Ascendis Health signs new pharmaceutical deal ahead of its planned JSE listing
Ascendis Health is in the process of signing a large pharmaceutical deal ahead of its planned JSE listing, Dr Karsten Wellner has said.
“Our present investments are more in the consumer brands division however we have an acquisition running on the pharmaceutical side which will move us from preventative to intervention health care,” Wellner, Chief Executive Officer of Ascendis Health told CNBC Africa on Thursday.
Wellner was unable to release the name of the pharmaceutical company at this stage as they are still under non-disclosure. The acquisition is currently undergoing the process of due diligence.
"When we acquire businesses we normally try to lump them together in the press releases because the sellers of the businesses aren’t comfortable publicly announcing the value of each individual acquisition”, explained Wellner.
This is evident in Ascendis’s recent press releases which announced two acquisitions per press release.

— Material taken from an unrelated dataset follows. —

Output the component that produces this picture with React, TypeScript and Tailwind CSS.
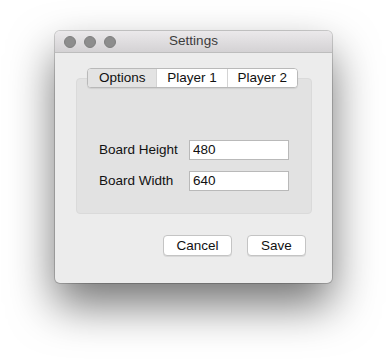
import { useState } from "react";

type Tab = "Options" | "Player 1" | "Player 2";

const tabs: Tab[] = ["Options", "Player 1", "Player 2"];

export default function App() {
  const [tab, setTab] = useState<Tab>("Options");
  const [height, setHeight] = useState("480");
  const [width, setWidth] = useState("640");

  return (
    <main
      className="min-h-screen w-full bg-white pl-[55px] pt-[31px] text-[13.5px] text-[#111]"
      style={{ fontFamily: '"Liberation Sans", Arial, sans-serif' }}
    >
      <div className="flex h-[252px] w-[277px] flex-col overflow-hidden rounded-[5px] bg-[#ececec] shadow-[0_22px_45px_rgba(0,0,0,0.55),0_0_0_1px_rgba(0,0,0,0.18)]">
        {/* title bar */}
        <div className="relative flex h-[22px] shrink-0 items-center justify-center border-b border-[#bdbdbd] bg-gradient-to-b from-[#ebe9eb] to-[#d4d2d4]">
          <div className="absolute left-[9px] top-[5px] flex gap-[8px]">
            <span className="h-[12px] w-[12px] rounded-full border border-[#7f7f7f] bg-[#8d8d8d]" />
            <span className="h-[12px] w-[12px] rounded-full border border-[#7f7f7f] bg-[#8d8d8d]" />
            <span className="h-[12px] w-[12px] rounded-full border border-[#7f7f7f] bg-[#8d8d8d]" />
          </div>
          <span className="text-[13.5px] text-[#3c3c3c]">Settings</span>
        </div>

        <div className="flex flex-col pl-[21px] pr-[20px] pt-[15px]">
          {/* tab control */}
          <div className="relative z-10 ml-[11px] flex h-[20px] w-[211px] overflow-hidden rounded-[4px] border border-[#b9b9b9] bg-white shadow-[0_1px_1px_rgba(0,0,0,0.08)]">
            {tabs.map((t, i) => (
              <button
                key={t}
                type="button"
                onClick={() => setTab(t)}
                className={
                  (i === 0 ? "w-[69px] " : "w-[71px] ") +
                  (i > 0 ? "border-l border-[#d4d4d4] " : "") +
                  (tab === t ? "bg-[#e3e3e3] " : "bg-white ") +
                  "flex items-center justify-center text-[13.5px] leading-none text-[#111]"
                }
              >
                {t}
              </button>
            ))}
          </div>

          {/* group box */}
          <div className="-mt-[10px] flex h-[136px] w-[236px] flex-col gap-[11px] rounded-[4px] border border-[#dadada] bg-[#e2e2e2] pl-[22px] pt-[61px]">
            <div className="flex h-[20px] items-center">
              <span className="w-[90px]">Board Height</span>
              <input
                value={height}
                onChange={(e) => setHeight(e.target.value)}
                className="h-[20px] w-[100px] border border-[#b9b9b9] bg-white pl-[3px] text-[13.5px] outline-none"
              />
            </div>
            <div className="flex h-[20px] items-center">
              <span className="w-[90px]">Board Width</span>
              <input
                value={width}
                onChange={(e) => setWidth(e.target.value)}
                className="h-[20px] w-[100px] border border-[#b9b9b9] bg-white pl-[3px] text-[13.5px] outline-none"
              />
            </div>
          </div>

          {/* buttons */}
          <div className="mt-[21px] flex justify-end gap-[15px] pr-[6px]">
            <button
              type="button"
              className="h-[21px] w-[69px] rounded-[4px] border border-[#c4c4c4] bg-white text-[13.5px] leading-none shadow-[0_1px_0_rgba(0,0,0,0.08)]"
            >
              Cancel
            </button>
            <button
              type="button"
              className="h-[21px] w-[59px] rounded-[4px] border border-[#c4c4c4] bg-white text-[13.5px] leading-none shadow-[0_1px_0_rgba(0,0,0,0.08)]"
            >
              Save
            </button>
          </div>
        </div>
      </div>
    </main>
  );
}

In June 2013 press release, Ascendis acquired the global derma-cosmeceuticals (skincare) company Nimue Skin Technology as well as the nutritional supplements brand, Scientific Sports Nutrition (SSN) for 120 million rand.
The second press release issued in July 2013 announced Ascendis’s largest acquisition of the anti-ageing company, Solal Technologies as well as pet health group, Marltons, worth around 300 million rand.
With these acquisitions, the company will employ close to 800 people with annual sales of around 1.5 billion rand.
Going forward, these figures will no longer be kept confidential as Wellner stated that they have plans to list Ascendis on the main board of the Johannesburg Stock Exchange (JSE) JSE LTD. -0.59% later this year.
“We think that it’s the right time for a new player to enter market, which is not a typical health care player. That is why we are focusing on the acquisitions of strong brands in health and care,” said Wellner.
He also pointed out that the some of their businesses are not typical health brands, such as Marltons and Nimue Skin so that Ascendis are not seen as a classical health player in the market.
“We are trying to play between the consumer brands division and the Medical Control Council registered products. This is what makes us different to other health care companies listed on the JSE,” added Wellner.
Wellner said that Ascendis focuses on acquiring strong brands in the vicinity of human, animal and plant healthcare companies. However, the brand has to already have been well established as a strong leader within its market.
Another important aspect, which Wellner believes differentiates Ascendis from other healthcare companies, is Ascendis only acquires South African companies.
“If you look at the healthcare sector, a lot of products are imported whereas we are taking South African brands and selling them outside of South Africa,” he said.
Wellner stated that Nimue Skin already had an estimated 28 international distributors and that they are looking to repeat that success with their other brands.
“Our business model doesn’t look for short term gains. We have a long term approach where we build an operational business with strong brands,” he added.
Wellner concluded that Ascendis is currently the second largest company in the health and care market and that he is certain that their position will reflect the same positivity once listed on the South African stock market.